La FAFMQ réclame que les pensions alimentaires soient calculées au même titre que les revenus de travail dans le programme APPORT, dans les prêts et bourses et à l'aide sociale.

La garde en milieu scolaire

A plusieurs reprises, la FAFMQ a réclamé que la garde en milieu scolaire prenne le nom de centres de jour en milieu scolaire pour répondre mieux aux objectifs d'encadrement et d'éducation.

La FAFMQ a, de plus, fortement insisté pour que la structure des centres de jour en milieu scolaire soit opérée par la municipalité, les jours et les heures non régis par le scolaire, les jours de congé et durant les vacances estivales.

Il est inadmissible que ce service ne soit pas en force dans toutes les écoles de la province quand on pense que l'infrastructure est en place partout.

Le transport scolaire devient une priorité pour assurer l'efficacité du service en région là où le transport en commun n'existe pas.
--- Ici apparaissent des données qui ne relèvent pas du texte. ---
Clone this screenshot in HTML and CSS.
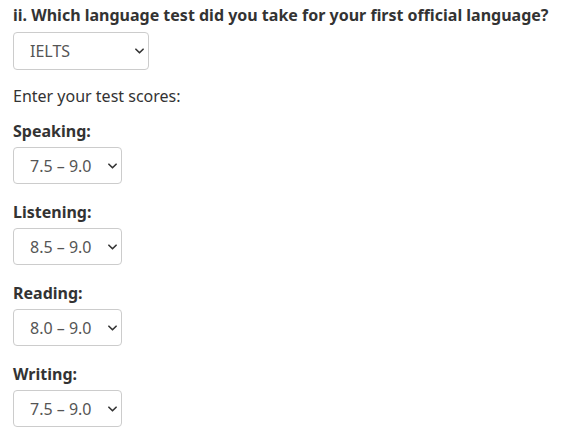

L'impact de cette mesure pour nos femmes qui sont demeurées au foyer avec leurs enfants d'âge préscolaire, c'est de leur permettre grâce aux centres de jour en milieu scolaire une intégration rapide au marché du travail en vue d'atteindre à leur autonomie financière.

Tous ces espoirs seront permis à la condition qu'effectivement il soit mis en place un véritable réseau de services de garde adéquats.

Présenté à la Commission des Affaires sociales le 28 février 1989.